For someone who did not support Narendra Modi, he was a divisive politician who let the Gujarat riots happen under his leadership. For them, he was the perpetrator of violence, violator of civil and human rights and the right to free speech; a politician who was driven by his corporate funders from Reliance to Vedanta. Moreover, he represented a Hindu nationalistic figure who would divide Hindus and Muslims and carry on his politics of Hindutva, not directly, but driven by his foot soldiers, and those of RSS and various other Hindu nationalist parties and groups. He represented the traditional and regressive ideas of societal growth, or rather – downfall.

For those who loved him and those who hated him, the reality stands tall. The Bharatiya Janata Party has won the 2014 Lok Sabha Elections and Narendra Modi is poised to become the new Prime Minister of India. The international media is going haywire with talks about his controversial past, but what needs to be seen is the future of India under Narendra Modi, a larger than life politician who represents India’s Hindu nationalist party that promised in their 2014 manifesto to build the Ram Mandir in Ayodhya, an idea so controversial that the last time it was executed it led to the demolition of the Babri Mosque and death of at least 2000 people.

He might have won because of India’s inherent love for the argumentum ad populum theory, or in short, the belief that “if many people say so, it is so“, but as of this moment, the reasons for his victory are not what matter. What matters is the future of an India under the patriarch. The future of the world’s largest democracy, not necessarily the wisest.

Putting things a little more in perspective, what would matter is the way our freedom of expression and the right to free speech grow, or demolish. BJP has been known to attack people for their opinions and outspoken ideas on numerous issues where people disagreed and criticized their ideas, and now with the draconian IT Act and access to the notorious Central Monitoring System set up by the Congress, the future of our fundamental right is yet to be seen.

What would matter even more is the treatment met with the human rights that we have as Indians. Of the LGBTQI community in India and BJP’s opposition to the idea of free love, of people from diverse religions, and those who do not believe in the idea of religion. Of those who refuse to follow the “Indian culture” because it regresses their life, and of those who dissent – a right which defines the true power of a democracy, the lack of which turns a country into a dictatorship.
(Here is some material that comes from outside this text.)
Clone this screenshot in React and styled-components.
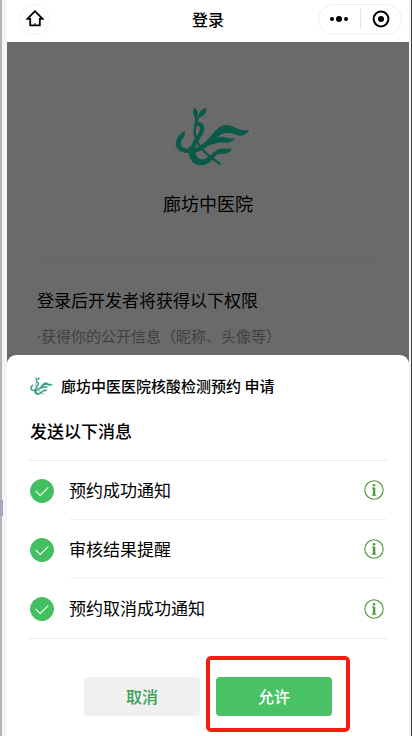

The BJP has been alleged to support the interests of corporations at many instances. Narendra Modi’s government might be able to create jobs for the young of this country, but it is yet to be seen whether in a bid to grow the Indian economy, Narendra Modi’s Government lets corporations and industrialists decide the future of common people, specially the ones living on mineral rich rural and tribal belts of India, something that the Congress never cared about.

His promises on the security of women will be judged based on whether his Government creates masculine, patriarchal structures to protect women, where the baton is still in the hands of a man, or whether it opens up spaces to create more freedom for women, where the man as a protector is out of question.

An animated video of Arvind Kejriwal being beaten up by people has been circulating on social media, specially by BJP supporters who “lol” at it, showcasing how they have normalized violence against a political contender who lost terribly. It is yet to be seen whether violence also becomes an answer to the illegal immigrants in Assam, to the young men and women who drink alcohol, and party in discos and pubs, and of course those who choose to ignore the regressive rules that the Indian society and culture have lived by, and carve their own destiny. Because as the BJP believes, it is important to “protect” the Indian culture.

Narendra Modi’s Prime Ministerial selection is not India’s verdict. BJP did lose in 209 seats, that is 38% of the total seats in the parliament. 62% does represent the majority in parliament, but it does not represent the entire country. Moreover, the BJP’s vote share in this election hovers around 31% of those who voted. The combined NDA vote share (BJP + allies) of votes polled in 2014 does not exceed 35%.

An India under Narendra Modi is an India that his followers look forward to, and an India that those who oppose him fear the most. India’s future under Narendra Modi is yet to be seen, but certainly, it has already been decided.

Congrats to our new PM, Narendra Modi for his record breaking victory.